ちなみにこのZ33。タペットカバーのガスケットが漏れている場合、上に乗っかっているインテークコレクターを取外さないと辿り着けません。
ちなみにコレクターは画像の通り二つに分割します。吸気圧を漏らさないよう合わせ面に再使用不可のパッキンをこれまた使っております(-ω-)

しかも合わせ面プラス、各気筒の吸気ポートへの入り口との合わせ面のパッキンも使用しているため、ヘッドカバーガスケットを交換する為にインテークコレクターのガスケットのパッキンを毎回替えなければならないという不親切設計。
構造は単純で取り外しも容易なものの、再使用不可部品をスパークプラグやイグニッションコイルの上に置くのはどうかと思いますね。ホント。
故障を点検するにもできない構造な辺りが高級車なんでしょうかね。上から順番に外せば簡単に目的の部品に辿り着けるようになっているのはGoodですが。

これだからニッサンは。。。と言いたいところですが、このZ33のVQエンジンというのはニッサンの中でも屈指の名機だと思います。
よく走る、故障が比較的少ないところも整備士的観点から見ても素晴らしいと思います。



エンジン内部。
前述した吸気ポートへのガスケットもちらりと見えていますが、シリンダヘッド内部もアルミ製でなおかつとてもキレイ。

手前に映っているのはV型6気筒のうち左バンクの3気筒。吸気ポートを挟んで向こう側に見えるのが右バンクの3気筒。
直列3気筒を60度の角度で二つくっつけたような構造をしているのがV型の特徴です。余談ですが、ホンダのインスパイアは低負荷時に片側3気筒を休息させる機能なんかもありますね。


Zの内臓も見たところで(笑)部品を元に戻して納車準備完了♪
あとは納車をするばかり♪

で、もう一つ。最後の仕事です。





















出会いの数だけ別れがある。
ボロボロになりながらも一生懸命に走ってくれたサイノスと、これから彼女を守るべくあらわれたZとの世代交代の瞬間の一枚です。
オイル漏れ、足廻りの故障等を抱えながらまだまだ元気一杯に走り回ってくれた彼との別れは寂しい。
ばろん自信もこのクルマには失いかけていた情熱を取り戻させてくれた恩のような物を感じています。
ボロでパワーもないし、室内は狭いし足廻りもお世辞にも良いとは言えないこのクルマは、それでも一生懸命に共に走る悦びを伝えてくれた親友です。
まだ走ろうと思えば走れるサイノス。
Zに憧れ、いつか乗ってやろうと思っていた人を顔前にして、サイノスははじめから自ら身を引く覚悟を抱えながら、ばろんの彼女にこれからのクルマとの付き合い方、楽しさ、共に走る事の悦びを伝え、その役目をしっかり担ってから静かに自ら身を引く。何も語らずにZに全てを託して。そういうヤツでした。

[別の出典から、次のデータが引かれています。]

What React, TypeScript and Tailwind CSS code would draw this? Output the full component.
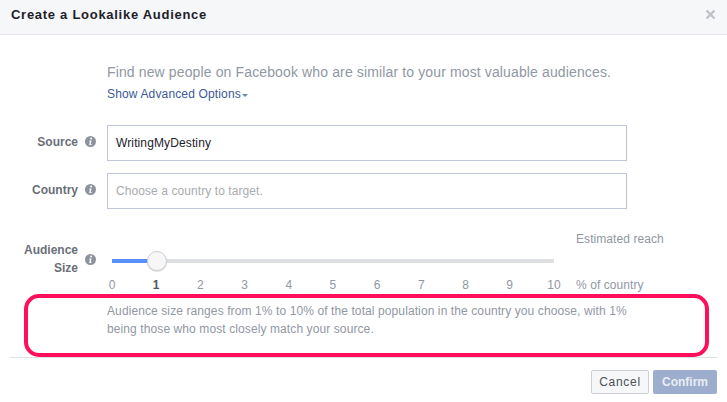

彼女の前では平静を装っていたようですが、かつてサイノスが停まっていた駐車場にZが停まるようになり、サイノスはばろんの修理工場の片隅にしばらく置かれる事になります。
そして、ばろんとも最期の時。オークション会場に搬送する為の積載車が来る直前にばろんはサイノスのエンジンを掛けました。
いつものように初爆を経て安定するはずのアイドリング。しかし、その時だけは何故か回転がまったく安定しません。
あれ?と思って一度掛けなおし、確認するも通常始動。こんな事はサイノスとの付き合いの中ではただの一度もありません。

気丈に振舞っていたサイノス。最期の最期にホントの気持ちを教えてくれたような気がしました。
それがとても切なくてクルマってこんなにもヒトにとってかけがえの無い物なんだなと痛感した瞬間でした。



ナンバープレートを取外し、オークション会場へと搬送される直前のサイノス。
今まで本当にありがとう。お前は俺にクルマの悦びを取り戻してくれて、彼女に車のいろはをたくさん教えてくれたとても良いクルマです。
次のオーナーにもクルマ本来の楽しさ、共に走る事の悦びを伝えて行くのでしょう。

本当にお疲れ様でした。またどこかで会える日を楽しみにしています。

















悲しい別れとは裏腹に、またもZの話に戻りますが・・w



納車してまもなく。
ベースグレードのZにリアウイングが付きますw
彼女が憧れているというバージョンニスモの純正リアウイングです。
ウイングだけで左に居るえみちゃんの車輌価格を越えるという驚異的な値段のウイングです(笑)
なんかちょっとずつバージョンニスモ仕様にして行く計画とかなんとかw

似たモン同士仲良くやっていきますw
これから宜しく頼むぞ!Zちゃん。